• Records for processing:
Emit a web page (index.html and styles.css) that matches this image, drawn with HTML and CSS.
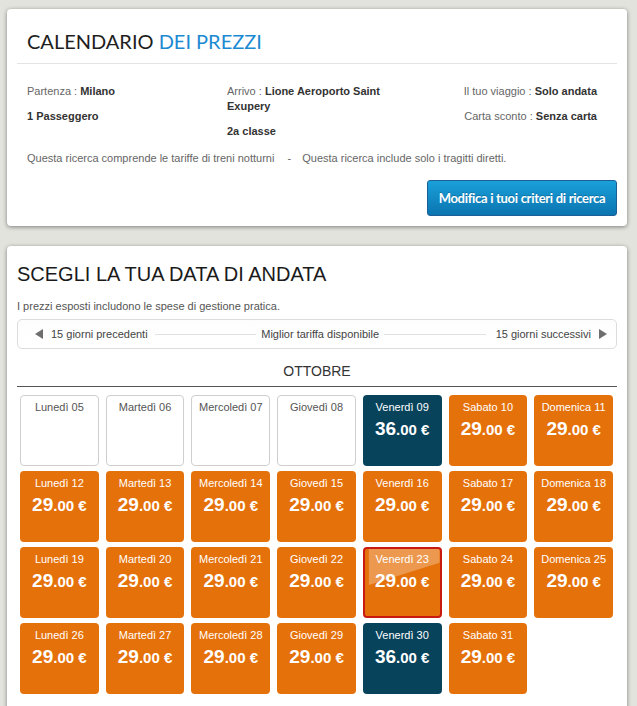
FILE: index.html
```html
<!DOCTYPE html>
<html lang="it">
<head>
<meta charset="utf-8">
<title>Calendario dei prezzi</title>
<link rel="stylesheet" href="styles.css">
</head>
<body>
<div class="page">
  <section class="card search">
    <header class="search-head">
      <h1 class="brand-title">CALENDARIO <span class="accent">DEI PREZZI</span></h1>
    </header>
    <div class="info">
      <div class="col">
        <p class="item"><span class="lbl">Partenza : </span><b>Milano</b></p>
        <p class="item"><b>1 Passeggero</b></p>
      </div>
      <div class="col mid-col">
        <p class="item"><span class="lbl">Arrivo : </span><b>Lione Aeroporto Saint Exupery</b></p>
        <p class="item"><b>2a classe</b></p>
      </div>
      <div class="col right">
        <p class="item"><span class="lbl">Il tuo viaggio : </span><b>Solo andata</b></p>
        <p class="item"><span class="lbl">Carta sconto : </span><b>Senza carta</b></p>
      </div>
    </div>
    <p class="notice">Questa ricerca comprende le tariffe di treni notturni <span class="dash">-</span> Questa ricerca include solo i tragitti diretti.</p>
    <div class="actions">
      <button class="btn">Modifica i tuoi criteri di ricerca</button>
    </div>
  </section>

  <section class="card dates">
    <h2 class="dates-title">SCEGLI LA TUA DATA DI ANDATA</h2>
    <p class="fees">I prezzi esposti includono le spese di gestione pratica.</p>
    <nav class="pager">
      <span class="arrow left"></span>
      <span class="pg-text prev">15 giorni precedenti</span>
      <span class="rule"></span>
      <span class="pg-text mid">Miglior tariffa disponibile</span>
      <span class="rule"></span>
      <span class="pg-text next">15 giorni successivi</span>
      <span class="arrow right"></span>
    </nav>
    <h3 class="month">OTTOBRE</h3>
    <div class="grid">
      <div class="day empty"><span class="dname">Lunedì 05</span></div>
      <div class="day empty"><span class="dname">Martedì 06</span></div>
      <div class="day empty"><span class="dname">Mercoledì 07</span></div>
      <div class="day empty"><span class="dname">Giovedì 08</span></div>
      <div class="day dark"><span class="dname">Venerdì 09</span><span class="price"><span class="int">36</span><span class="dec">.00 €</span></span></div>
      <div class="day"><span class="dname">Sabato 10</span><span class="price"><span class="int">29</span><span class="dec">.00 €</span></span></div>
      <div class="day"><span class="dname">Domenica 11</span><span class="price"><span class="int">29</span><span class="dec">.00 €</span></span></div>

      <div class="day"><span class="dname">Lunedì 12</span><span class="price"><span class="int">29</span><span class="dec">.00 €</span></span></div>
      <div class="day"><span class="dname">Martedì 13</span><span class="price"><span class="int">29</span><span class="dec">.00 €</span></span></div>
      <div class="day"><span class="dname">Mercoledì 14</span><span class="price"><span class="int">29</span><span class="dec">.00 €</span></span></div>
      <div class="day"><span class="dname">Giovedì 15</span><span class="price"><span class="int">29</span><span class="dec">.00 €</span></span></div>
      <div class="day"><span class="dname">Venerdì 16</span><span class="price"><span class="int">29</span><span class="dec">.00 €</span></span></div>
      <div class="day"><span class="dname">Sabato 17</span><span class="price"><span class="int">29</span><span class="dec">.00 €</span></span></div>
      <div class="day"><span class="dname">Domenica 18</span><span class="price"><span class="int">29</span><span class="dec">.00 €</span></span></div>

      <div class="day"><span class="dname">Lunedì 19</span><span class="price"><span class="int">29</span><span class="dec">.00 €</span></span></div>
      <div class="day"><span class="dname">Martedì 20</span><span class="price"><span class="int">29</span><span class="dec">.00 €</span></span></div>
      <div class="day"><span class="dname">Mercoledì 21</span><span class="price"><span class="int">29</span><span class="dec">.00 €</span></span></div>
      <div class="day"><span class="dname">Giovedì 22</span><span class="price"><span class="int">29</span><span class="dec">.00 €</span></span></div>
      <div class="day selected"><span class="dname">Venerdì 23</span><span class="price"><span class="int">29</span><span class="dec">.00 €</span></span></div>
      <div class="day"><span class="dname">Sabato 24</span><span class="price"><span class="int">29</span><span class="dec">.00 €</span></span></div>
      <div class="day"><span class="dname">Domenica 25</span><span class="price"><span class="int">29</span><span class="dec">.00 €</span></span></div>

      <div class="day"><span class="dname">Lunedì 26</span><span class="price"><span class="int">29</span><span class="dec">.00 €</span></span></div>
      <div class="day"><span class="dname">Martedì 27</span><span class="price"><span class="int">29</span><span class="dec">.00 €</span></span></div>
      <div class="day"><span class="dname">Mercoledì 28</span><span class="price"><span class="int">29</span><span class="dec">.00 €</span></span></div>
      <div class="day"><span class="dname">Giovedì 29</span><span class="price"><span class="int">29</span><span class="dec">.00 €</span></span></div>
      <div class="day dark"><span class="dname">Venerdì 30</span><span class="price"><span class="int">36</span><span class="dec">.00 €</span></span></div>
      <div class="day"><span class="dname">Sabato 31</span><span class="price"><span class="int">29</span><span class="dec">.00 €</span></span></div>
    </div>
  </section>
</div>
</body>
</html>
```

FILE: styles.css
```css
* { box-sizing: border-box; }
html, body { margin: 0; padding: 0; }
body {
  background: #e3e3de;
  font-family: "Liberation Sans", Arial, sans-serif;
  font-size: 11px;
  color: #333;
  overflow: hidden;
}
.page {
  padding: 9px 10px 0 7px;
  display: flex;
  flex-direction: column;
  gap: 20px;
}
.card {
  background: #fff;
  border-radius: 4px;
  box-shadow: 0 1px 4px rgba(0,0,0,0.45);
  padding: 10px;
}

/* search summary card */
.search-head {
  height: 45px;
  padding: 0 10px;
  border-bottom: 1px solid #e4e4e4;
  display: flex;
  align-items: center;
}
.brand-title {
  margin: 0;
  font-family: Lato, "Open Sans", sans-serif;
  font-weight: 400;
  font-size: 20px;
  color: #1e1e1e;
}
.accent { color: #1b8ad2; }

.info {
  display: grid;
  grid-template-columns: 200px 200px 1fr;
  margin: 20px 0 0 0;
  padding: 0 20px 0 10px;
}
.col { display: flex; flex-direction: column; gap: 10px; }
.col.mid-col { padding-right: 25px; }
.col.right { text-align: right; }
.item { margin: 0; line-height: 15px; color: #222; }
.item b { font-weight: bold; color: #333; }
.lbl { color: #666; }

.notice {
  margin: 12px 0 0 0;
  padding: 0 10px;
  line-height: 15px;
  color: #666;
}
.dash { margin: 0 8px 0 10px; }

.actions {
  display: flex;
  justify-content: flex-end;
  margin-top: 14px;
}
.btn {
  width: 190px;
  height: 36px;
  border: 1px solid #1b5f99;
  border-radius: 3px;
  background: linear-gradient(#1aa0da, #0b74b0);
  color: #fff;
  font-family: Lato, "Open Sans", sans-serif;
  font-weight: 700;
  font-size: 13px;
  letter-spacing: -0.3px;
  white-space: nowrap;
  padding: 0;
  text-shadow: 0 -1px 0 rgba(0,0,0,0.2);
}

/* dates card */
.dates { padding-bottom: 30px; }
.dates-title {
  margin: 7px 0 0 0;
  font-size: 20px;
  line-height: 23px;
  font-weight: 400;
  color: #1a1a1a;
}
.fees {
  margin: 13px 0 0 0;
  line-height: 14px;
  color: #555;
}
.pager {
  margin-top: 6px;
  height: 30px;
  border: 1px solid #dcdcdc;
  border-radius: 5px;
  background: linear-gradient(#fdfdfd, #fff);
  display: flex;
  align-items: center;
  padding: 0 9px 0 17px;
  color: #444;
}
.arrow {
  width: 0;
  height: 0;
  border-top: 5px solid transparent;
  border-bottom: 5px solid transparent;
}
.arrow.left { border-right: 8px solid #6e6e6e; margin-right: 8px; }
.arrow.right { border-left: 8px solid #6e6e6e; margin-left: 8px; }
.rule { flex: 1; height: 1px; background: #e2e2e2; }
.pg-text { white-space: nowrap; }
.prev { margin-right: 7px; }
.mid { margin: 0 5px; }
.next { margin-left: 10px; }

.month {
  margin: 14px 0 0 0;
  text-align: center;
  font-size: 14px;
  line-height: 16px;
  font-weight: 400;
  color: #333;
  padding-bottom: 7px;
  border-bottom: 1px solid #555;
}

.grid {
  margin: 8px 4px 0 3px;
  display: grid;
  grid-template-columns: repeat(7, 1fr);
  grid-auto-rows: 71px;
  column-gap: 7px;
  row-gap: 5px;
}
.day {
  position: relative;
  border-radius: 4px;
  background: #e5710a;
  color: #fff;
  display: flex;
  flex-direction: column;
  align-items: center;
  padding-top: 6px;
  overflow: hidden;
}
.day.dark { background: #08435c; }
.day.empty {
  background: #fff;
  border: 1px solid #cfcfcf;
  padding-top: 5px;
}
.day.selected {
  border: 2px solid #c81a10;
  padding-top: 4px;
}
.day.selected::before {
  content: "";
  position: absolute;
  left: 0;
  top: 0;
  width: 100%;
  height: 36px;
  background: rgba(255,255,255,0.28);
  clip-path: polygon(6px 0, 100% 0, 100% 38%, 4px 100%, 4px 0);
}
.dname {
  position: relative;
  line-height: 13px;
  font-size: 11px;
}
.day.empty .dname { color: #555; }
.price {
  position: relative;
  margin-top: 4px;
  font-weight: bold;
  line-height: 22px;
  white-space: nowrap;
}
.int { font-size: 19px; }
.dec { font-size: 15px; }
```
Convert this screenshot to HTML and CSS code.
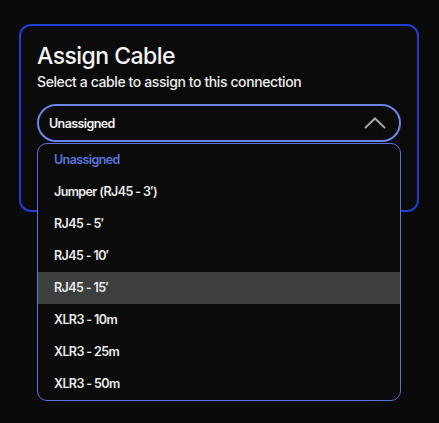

• Direction: For each line of the listing that holds the word "this", show that line.

• Expected answer:
Emit a web page (index.html and styles.css) that matches this image, drawn with HTML and CSS.
Convert this screenshot to HTML and CSS code.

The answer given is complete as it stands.